Workers advised to take up skills training

Workers advised to take up skills training

Courses pave way for S Korea pay lifts

Thai workers seeking jobs in South Korea report to police for background checks after having passed the language skill tests. (File photo by Pattarapog Chatpattarasill)
Thai workers seeking jobs in South Korea report to police for background checks after having passed the language skill tests. (File photo by Pattarapog Chatpattarasill)

Unskilled Thai migrants in South Korea are being encouraged to participate in additional skills training offered by Seoul to help secure better jobs and higher pay, the Royal Thai Embassy in Seoul says.

The labour attache at the embassy, Pinyuda Jamjansri, said that out of the 26,011 Thai workers legally working in South Korea, only 517 people entered as skilled migrants.

"The figure is significantly lower than the number of phi noi, or illegal Thai workers in South Korea, whose numbers are estimated to be around 140,000," said Ms Pinyuda.

The majority of Thai workers were employed in the agriculture and farming sector.

"These workers have passed the necessary tests," said Ms Pinyuda.

Unskilled workers aged 39 or younger are usually granted permits, which are valid for a maximum of four years and 10 months.

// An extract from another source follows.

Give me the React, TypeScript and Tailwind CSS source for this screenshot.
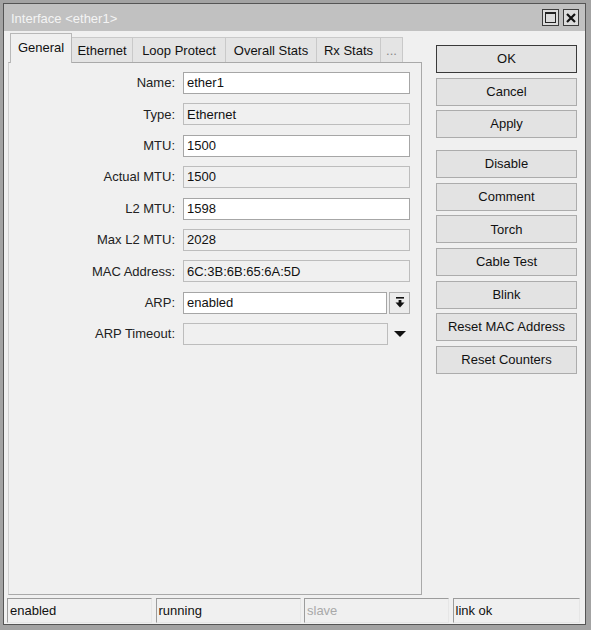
import React from "react";

const font = "font-['Liberation_Sans',Arial,sans-serif]";

type Field = { label: string; value: string; editable: boolean; kind?: "select" | "dropdown" };

const fields: Field[] = [
  { label: "Name:", value: "ether1", editable: true },
  { label: "Type:", value: "Ethernet", editable: false },
  { label: "MTU:", value: "1500", editable: true },
  { label: "Actual MTU:", value: "1500", editable: false },
  { label: "L2 MTU:", value: "1598", editable: true },
  { label: "Max L2 MTU:", value: "2028", editable: false },
  { label: "MAC Address:", value: "6C:3B:6B:65:6A:5D", editable: false },
  { label: "ARP:", value: "enabled", editable: true, kind: "select" },
  { label: "ARP Timeout:", value: "", editable: false, kind: "dropdown" },
];

const tabs = [
  { name: "General", w: "w-[62px]" },
  { name: "Ethernet", w: "w-[61px]" },
  { name: "Loop Protect", w: "w-[93px]" },
  { name: "Overall Stats", w: "w-[91px]" },
  { name: "Rx Stats", w: "w-[64px]" },
  { name: "...", w: "w-[22px]" },
];

const buttons1 = ["OK", "Cancel", "Apply"];
const buttons2 = ["Disable", "Comment", "Torch", "Cable Test", "Blink", "Reset MAC Address", "Reset Counters"];

function Btn({ label, primary }: { label: string; primary?: boolean }) {
  return (
    <div
      className={
        "h-[28px] w-[141px] flex items-center justify-center bg-[#e3e3e3] text-[#111] border " +
        (primary ? "border-[#3a3a3a]" : "border-[#acacac]")
      }
    >
      {label}
    </div>
  );
}

function Input({ value, editable, w }: { value: string; editable: boolean; w: string }) {
  return (
    <div
      className={
        "h-[22px] " +
        w +
        " flex items-center pl-[3px] border text-[#111] " +
        (editable ? "bg-white border-[#a6a6a6]" : "bg-[#f0f0f0] border-[#bdbdbd]")
      }
    >
      {value}
    </div>
  );
}

export default function App() {
  return (
    <div className={"w-[591px] h-[630px] bg-[#a3a3a3] pt-[3px] pl-[3px] pr-[5px] pb-[5px] text-[13px] " + font}>
      <div className="h-full border border-[#555555] flex flex-col bg-[#f0f0f0]">
        {/* Title bar */}
        <div className="h-[27px] bg-[#c1c1c1] flex items-center pl-[7px] pr-[6px]">
          <span className="text-[#f4f4f4] flex-1 pt-[2px]">Interface &lt;ether1&gt;</span>
          <div className="flex gap-[4px] items-center">
            <div className="w-[17px] h-[17px] border border-[#3c3c3c] bg-[#dcdcdc] flex items-center justify-center">
              <svg width="11" height="11" viewBox="0 0 11 11">
                <rect x="0.5" y="0.5" width="10" height="10" fill="none" stroke="#222" strokeWidth="1" />
                <rect x="0" y="0" width="11" height="2" fill="#222" />
              </svg>
            </div>
            <div className="w-[16px] h-[17px] border border-[#3c3c3c] bg-[#dcdcdc] flex items-center justify-center">
              <svg width="10" height="10" viewBox="0 0 10 10">
                <path d="M1 1 L9 9 M9 1 L1 9" stroke="#111" strokeWidth="2.2" />
              </svg>
            </div>
          </div>
        </div>

        {/* Body */}
        <div className="flex-1 flex flex-col pt-[2px]">
          <div className="flex-1 flex pl-[4px]">
            {/* Left tab area */}
            <div className="w-[414px] flex flex-col">
              <div className="h-[29px] flex items-end pl-[2px] relative z-10">
                {tabs.map((t, i) =>
                  i === 0 ? (
                    <div
                      key={t.name}
                      className={
                        t.w +
                        " h-[30px] -mb-[1px] bg-[#f0f0f0] border-l border-t border-r border-[#b8b8b8] flex items-center justify-center text-[#111] pb-[1px]"
                      }
                    >
                      {t.name}
                    </div>
                  ) : (
                    <div
                      key={t.name}
                      className={
                        t.w +
                        " h-[25px] bg-[#e4e4e4] border-t border-r border-[#c9c9c9] flex items-center justify-center pt-[2px] " +
                        (t.name === "..." ? "text-[#888]" : "text-[#111]")
                      }
                    >
                      {t.name}
                    </div>
                  )
                )}
              </div>
              <div className="flex-1 border border-[#a9a9a9] border-l-[#d0d0d0] bg-[#f0f0f0] pt-[9px] flex flex-col gap-[9.4px]">
                {fields.map((f) => (
                  <div key={f.label} className="flex items-center h-[22px]">
                    <div className="w-[167px] text-right text-[#222] pr-[1px]">{f.label}</div>
                    <div className="ml-[7px] flex items-center">
                      {f.kind === "select" ? (
                        <>
                          <Input value={f.value} editable={true} w="w-[204px]" />
                          <div className="ml-[2px] w-[21px] h-[22px] border border-[#b0b0b0] bg-[#ececec] flex items-center justify-center">
                            <svg width="10" height="11" viewBox="0 0 10 11">
                              <rect x="1" y="0" width="8" height="1.6" fill="#111" />
                              <rect x="3.6" y="3" width="2.8" height="3" fill="#111" />
                              <polygon points="0.5,5.5 9.5,5.5 5,10.5" fill="#111" />
                            </svg>
                          </div>
                        </>
                      ) : f.kind === "dropdown" ? (
                        <>
                          <Input value="" editable={false} w="w-[205px]" />
                          <div className="ml-[1px] w-[21px] h-[22px] flex items-center justify-center">
                            <svg width="12" height="6" viewBox="0 0 12 6">
                              <polygon points="0,0 12,0 6,6" fill="#111" />
                            </svg>
                          </div>
                        </>
                      ) : (
                        <Input value={f.value} editable={f.editable} w="w-[227px]" />
                      )}
                    </div>
                  </div>
                ))}
              </div>
            </div>

            {/* Right buttons */}
            <div className="ml-[14px] pt-[12px] flex flex-col">
              <div className="flex flex-col gap-[4.6px]">
                {buttons1.map((b, i) => (
                  <Btn key={b} label={b} primary={i === 0} />
                ))}
              </div>
              <div className="mt-[12px] flex flex-col gap-[4.6px]">
                {buttons2.map((b) => (
                  <Btn key={b} label={b} />
                ))}
              </div>
            </div>
          </div>

          {/* Status bar */}
          <div className="h-[25px] mt-[3px] mb-[1px] flex gap-[3.5px] pl-[3px] pr-[5px]">
            {[
              { t: "enabled", c: "text-[#111]", w: "w-[145px]" },
              { t: "running", c: "text-[#111]", w: "w-[145px]" },
              { t: "slave", c: "text-[#a9a9a9]", w: "w-[145px]" },
              { t: "link ok", c: "text-[#111]", w: "flex-1" },
            ].map((s) => (
              <div
                key={s.t}
                className={
                  s.w +
                  " h-full border-l border-t border-[#9c9c9c] border-r border-r-[#e6e6e6] border-b border-b-[#e6e6e6] flex items-center pl-[2px] " +
                  s.c
                }
              >
                {s.t}
              </div>
            ))}
          </div>
        </div>
      </div>
    </div>
  );
}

These workers receive the minimum wage and are required to return to Thailand upon the expiry of their permits. To re-enter South Korea, an unskilled worker must re-apply for a new permit.

In contrast, skilled workers with an E7-4 visa, can work for a maximum period of two years, but the contract can be renewed without limit, as long as the worker passes a standardised labour skills test.

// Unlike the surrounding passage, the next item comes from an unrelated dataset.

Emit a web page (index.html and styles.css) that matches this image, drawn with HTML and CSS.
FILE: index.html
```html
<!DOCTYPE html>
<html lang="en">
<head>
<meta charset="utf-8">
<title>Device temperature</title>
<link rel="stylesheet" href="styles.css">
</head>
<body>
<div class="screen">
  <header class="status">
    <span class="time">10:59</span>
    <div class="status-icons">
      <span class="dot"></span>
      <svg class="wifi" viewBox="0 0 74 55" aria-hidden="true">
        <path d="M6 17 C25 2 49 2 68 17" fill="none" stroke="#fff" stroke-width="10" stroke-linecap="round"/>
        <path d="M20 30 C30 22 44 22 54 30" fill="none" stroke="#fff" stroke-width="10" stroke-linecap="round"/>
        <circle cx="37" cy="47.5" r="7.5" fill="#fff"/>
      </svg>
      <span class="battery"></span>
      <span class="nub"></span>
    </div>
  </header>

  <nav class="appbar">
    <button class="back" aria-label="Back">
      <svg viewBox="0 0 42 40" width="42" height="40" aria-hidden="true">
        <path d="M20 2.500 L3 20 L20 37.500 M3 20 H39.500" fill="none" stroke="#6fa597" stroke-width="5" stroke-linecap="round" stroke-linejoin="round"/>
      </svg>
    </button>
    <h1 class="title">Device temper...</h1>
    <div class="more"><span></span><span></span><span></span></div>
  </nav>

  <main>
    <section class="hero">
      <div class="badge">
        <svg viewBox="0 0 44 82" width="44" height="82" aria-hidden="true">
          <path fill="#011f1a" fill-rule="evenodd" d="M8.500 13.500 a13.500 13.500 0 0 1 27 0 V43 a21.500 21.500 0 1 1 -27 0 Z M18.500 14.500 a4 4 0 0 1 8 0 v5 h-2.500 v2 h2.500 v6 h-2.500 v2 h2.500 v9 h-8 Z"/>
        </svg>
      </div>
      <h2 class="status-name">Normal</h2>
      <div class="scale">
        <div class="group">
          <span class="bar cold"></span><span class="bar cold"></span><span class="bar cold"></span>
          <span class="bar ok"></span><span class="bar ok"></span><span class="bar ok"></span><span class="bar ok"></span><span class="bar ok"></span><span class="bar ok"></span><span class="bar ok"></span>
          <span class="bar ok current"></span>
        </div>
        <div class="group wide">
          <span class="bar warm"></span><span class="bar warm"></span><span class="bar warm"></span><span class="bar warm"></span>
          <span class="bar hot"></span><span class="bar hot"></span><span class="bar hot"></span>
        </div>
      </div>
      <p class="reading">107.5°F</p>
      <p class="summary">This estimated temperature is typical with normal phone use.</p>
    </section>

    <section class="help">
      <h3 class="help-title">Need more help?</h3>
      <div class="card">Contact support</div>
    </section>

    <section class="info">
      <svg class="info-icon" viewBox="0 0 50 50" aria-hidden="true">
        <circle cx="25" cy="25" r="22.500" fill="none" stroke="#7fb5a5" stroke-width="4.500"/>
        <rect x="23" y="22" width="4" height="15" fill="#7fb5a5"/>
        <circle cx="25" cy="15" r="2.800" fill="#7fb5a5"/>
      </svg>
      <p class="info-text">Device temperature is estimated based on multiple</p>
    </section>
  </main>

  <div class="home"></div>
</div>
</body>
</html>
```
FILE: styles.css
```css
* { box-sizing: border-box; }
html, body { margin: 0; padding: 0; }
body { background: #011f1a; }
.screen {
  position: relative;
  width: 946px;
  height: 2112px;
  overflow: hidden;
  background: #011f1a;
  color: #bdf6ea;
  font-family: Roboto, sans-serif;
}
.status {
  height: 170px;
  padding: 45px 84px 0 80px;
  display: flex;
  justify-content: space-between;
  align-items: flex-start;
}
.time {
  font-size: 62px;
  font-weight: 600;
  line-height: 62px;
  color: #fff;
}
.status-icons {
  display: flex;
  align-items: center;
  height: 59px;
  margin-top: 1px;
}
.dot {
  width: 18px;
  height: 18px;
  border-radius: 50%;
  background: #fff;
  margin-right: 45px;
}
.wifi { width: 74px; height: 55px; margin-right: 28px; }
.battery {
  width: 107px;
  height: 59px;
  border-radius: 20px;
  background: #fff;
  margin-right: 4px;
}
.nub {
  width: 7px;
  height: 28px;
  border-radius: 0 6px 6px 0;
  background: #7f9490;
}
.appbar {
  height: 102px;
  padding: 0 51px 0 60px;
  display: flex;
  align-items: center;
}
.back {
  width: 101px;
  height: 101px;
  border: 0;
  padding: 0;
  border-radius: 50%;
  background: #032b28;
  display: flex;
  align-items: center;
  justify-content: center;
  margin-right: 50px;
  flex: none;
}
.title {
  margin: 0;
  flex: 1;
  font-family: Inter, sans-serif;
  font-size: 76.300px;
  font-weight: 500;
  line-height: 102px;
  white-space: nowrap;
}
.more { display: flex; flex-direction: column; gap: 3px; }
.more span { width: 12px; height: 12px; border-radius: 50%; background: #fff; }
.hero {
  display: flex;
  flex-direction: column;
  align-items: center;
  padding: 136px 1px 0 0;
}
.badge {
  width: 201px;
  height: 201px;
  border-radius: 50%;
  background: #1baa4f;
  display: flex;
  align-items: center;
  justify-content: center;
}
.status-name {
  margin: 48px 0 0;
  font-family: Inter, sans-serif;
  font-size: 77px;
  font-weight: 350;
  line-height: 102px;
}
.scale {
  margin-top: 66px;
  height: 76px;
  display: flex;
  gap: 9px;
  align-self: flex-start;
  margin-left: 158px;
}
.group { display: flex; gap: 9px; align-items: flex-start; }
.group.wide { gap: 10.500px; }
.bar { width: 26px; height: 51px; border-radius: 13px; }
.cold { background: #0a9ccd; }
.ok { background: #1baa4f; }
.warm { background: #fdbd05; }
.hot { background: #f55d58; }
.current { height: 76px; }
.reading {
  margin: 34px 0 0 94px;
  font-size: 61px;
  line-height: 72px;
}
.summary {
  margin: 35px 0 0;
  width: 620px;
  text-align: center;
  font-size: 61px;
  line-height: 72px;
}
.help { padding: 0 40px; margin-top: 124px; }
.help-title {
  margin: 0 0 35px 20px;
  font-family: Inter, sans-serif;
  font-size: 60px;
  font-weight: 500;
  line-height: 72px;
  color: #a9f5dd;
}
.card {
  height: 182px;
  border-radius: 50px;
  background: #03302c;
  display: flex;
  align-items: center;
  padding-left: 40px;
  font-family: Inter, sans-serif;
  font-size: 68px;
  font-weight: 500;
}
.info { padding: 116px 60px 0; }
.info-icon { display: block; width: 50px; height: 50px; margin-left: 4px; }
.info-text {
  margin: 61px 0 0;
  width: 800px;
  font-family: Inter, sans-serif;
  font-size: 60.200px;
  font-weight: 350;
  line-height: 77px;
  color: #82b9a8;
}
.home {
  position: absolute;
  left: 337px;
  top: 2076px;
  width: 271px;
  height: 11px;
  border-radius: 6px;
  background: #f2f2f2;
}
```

Ms Pinyuda said the Thai ambassador to South Korea, Singtong Lapisatepun is also encouraging workers to take up the offer to secure better jobs and higher pay.

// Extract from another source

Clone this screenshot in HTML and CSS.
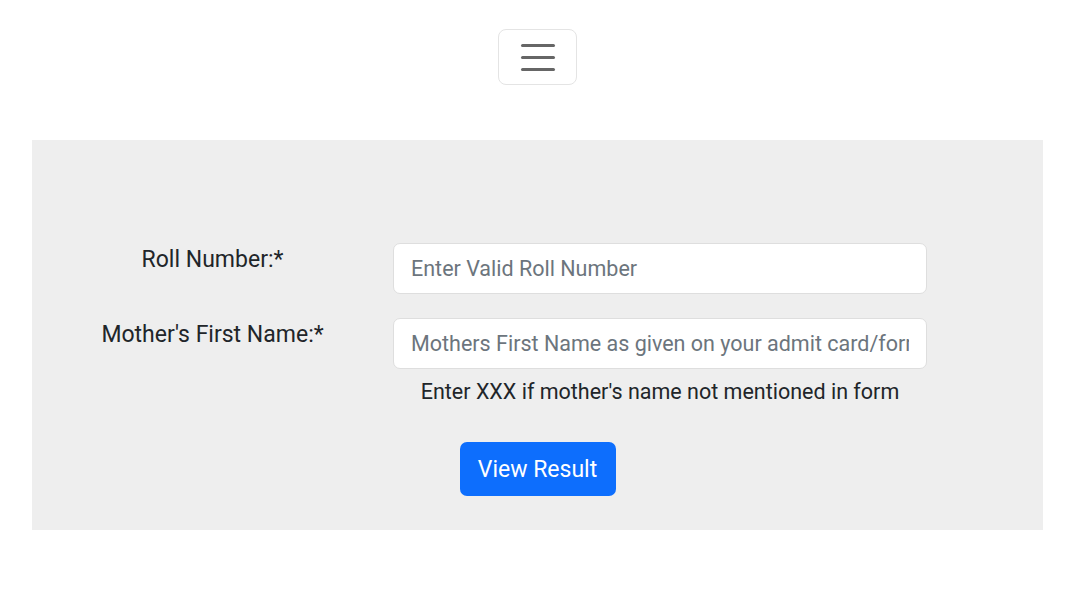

The South Korean government sponsors training for a number of skills, including backhoe driving, baking, and language courses, which migrant workers can join free of charge at the weekends.

Trainees are given an ATM card with two million won (about 25,000 baht) to pay for food and travel expenses for the duration of the course.

One of the participants, Jakkrawut Moontha, said that he has been attending a three-month electronics course on Sundays.

"Once I graduate in October, I plan to do the labour skills test, which would allow me to seek out higher-paying jobs," he said.

That said, the chances of successfully applying for an E7-4 visa also hinge on other factors -- such as the applicant's savings, as well as their Korean language proficiency.

Other factors that could hurt an applicant's prospects include the applicant's legal records.

Mr Jakkrawut is confident of his chances because he was recently honoured as an outstading labour volunteer for his work with a local television channel that focuses on migrant workers' communities in South Korea.

Another labour volunteer, Kittikan Jindawong, urged other workers to take up the courses.

"I first came as an illegal migrant in 2001," she said.

"When the authorities announced an amnesty, I signed up for a training course, taking up tiling before reapplying to work."

"Now, I earn more as a skilled worker," said Ms Kittikan.